Sex "Rule" #7: "Don't Be Bossy In Bed"
If your natural inclination is to be a pillow princess, go for it, your majesty. But never think that it’s the only role you can play in the bedroom. You're allowed to speak up in bed about what you want, how you want it, and for how long and how hard, too.
Sex "Rule" #8: "Women Who Have One-Night Stands Are Sluts"
Just... nope. This idea that only men can have one-night stands without it saying something about their morality is sexism of the highest order. Anyone is allowed to have a one-night stand if they want to (and the person they're doing it with wants to). No, that does not make this person slutty, promiscuous, or anything similar. Let's just move on, shall we.
Sex "Rule" #9: "You Should Be Able To Orgasm From Penetration Only"
Listen, we are all beautiful, unique snowflakes down there — every one different and amazing. So is it really that much of a surprise that some of us might require a little more imagination to come than the jackhammer drill of every boring, straight porn film? You should orgasm however you do — or don't. There is no "right" way in bed, except the enthusiastically consensual way.
Sex "Rule" #10: "It's OK To Be Talked Into Having Sex"

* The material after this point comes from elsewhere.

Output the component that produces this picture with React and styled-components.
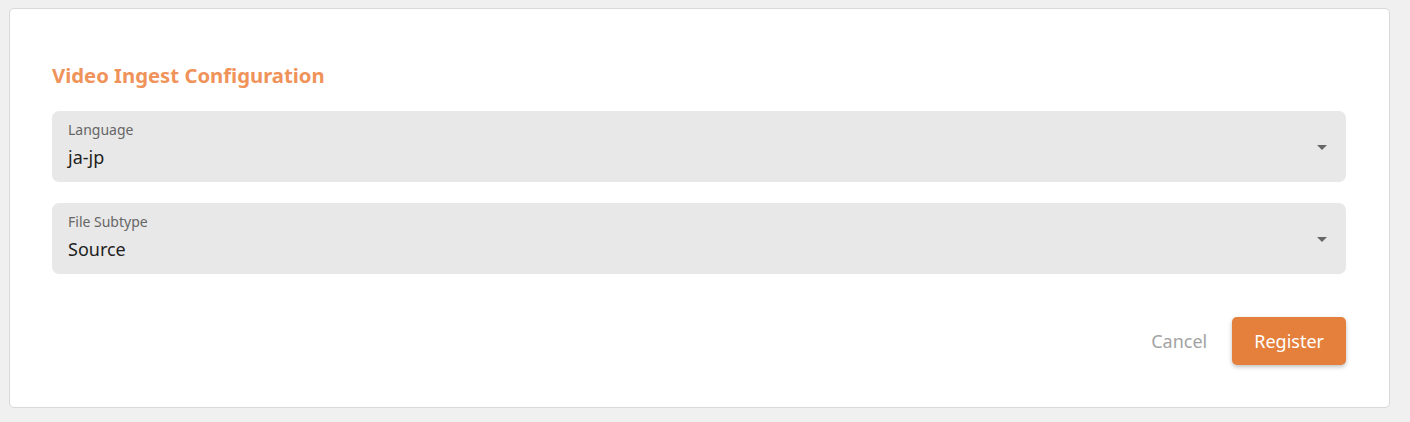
import styled, { createGlobalStyle } from "styled-components";

const GlobalStyle = createGlobalStyle`
  body {
    margin: 0;
    background: #f0f0f0;
    font-family: "Noto Sans", "Open Sans", sans-serif;
  }
`;

const fields = [
  { label: "Language", value: "ja-jp" },
  { label: "File Subtype", value: "Source" },
];

export default function App() {
  return (
    <>
      <GlobalStyle />
      <Page>
        <Card>
          <Title>Video Ingest Configuration</Title>
          <Fields>
            {fields.map((f) => (
              <Select key={f.label}>
                <SelectText>
                  <Label>{f.label}</Label>
                  <Value>{f.value}</Value>
                </SelectText>
                <Arrow />
              </Select>
            ))}
          </Fields>
          <Actions>
            <TextButton>Cancel</TextButton>
            <PrimaryButton>Register</PrimaryButton>
          </Actions>
        </Card>
      </Page>
    </>
  );
}

const Page = styled.div`
  padding: 8px 20px 14px 9px;
`;

const Card = styled.div`
  background: #fff;
  border: 1px solid #d9d9d9;
  border-radius: 5px;
  padding: 51px 43px 42px 42px;
  display: flex;
  flex-direction: column;
  box-sizing: border-box;
  height: 400px;
`;

const Title = styled.h2`
  margin: 0;
  font-size: 20.3px;
  line-height: 30px;
  font-weight: 700;
  color: #ef935a;
`;

const Fields = styled.div`
  display: flex;
  flex-direction: column;
  gap: 21px;
  margin-top: 21px;
`;

const Select = styled.div`
  height: 71px;
  background: #e8e8e8;
  border-radius: 7px;
  display: flex;
  align-items: center;
  justify-content: space-between;
  padding: 0 19px 0 16px;
  box-sizing: border-box;
`;

const SelectText = styled.div`
  align-self: flex-start;
  display: flex;
  flex-direction: column;
  gap: 6px;
  padding-top: 10px;
`;

const Label = styled.span`
  font-size: 14px;
  line-height: 18px;
  color: #666;
`;

const Value = styled.span`
  font-size: 18px;
  line-height: 24px;
  color: #1f1f1f;
`;

const Arrow = styled.span`
  width: 0;
  height: 0;
  border-left: 5px solid transparent;
  border-right: 5px solid transparent;
  border-top: 5px solid #666;
  margin-top: 1px;
`;

const Actions = styled.div`
  display: flex;
  justify-content: flex-end;
  align-items: center;
  gap: 25px;
  margin-top: 43px;
`;

const TextButton = styled.button`
  border: none;
  background: none;
  padding: 0;
  font-family: inherit;
  font-size: 18px;
  color: #a3a3a3;
  cursor: pointer;
`;

const PrimaryButton = styled.button`
  border: none;
  height: 48px;
  padding: 0 22px;
  border-radius: 5px;
  background: #e57f3c;
  color: #fff;
  font-family: inherit;
  font-size: 18px;
  box-shadow: 0 2px 4px rgba(0, 0, 0, 0.25);
  cursor: pointer;
`;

OK, folks, this one is the biggie. There are so many societal pressures coming together around this idea that it's basically the superstorm of outdated, sexist rules. We’re taught that girls aren't supposed to want to have sex, but they secretly do, and it’s up to guys to push and prod them until they give in to what they "really" want. This is absolutely gross and must stop immediately. If you say no, it’s not OK for your partner to keep pushing and vice versa. Reluctant consent is not enough. Enthusiastic consent (without any trace of coercion) must to be the bare minimum.
These outdated rules are really just the beginning. But here is a basic rule to follow that will cover the things I haven't mentioned here: If it feels uncomfortable or not exactly what you you want, or it makes you feel badly, stop. You do not have to do it. Period. Point blank. Your body, your rules — and yes, that includes the unspoken sex rules, too.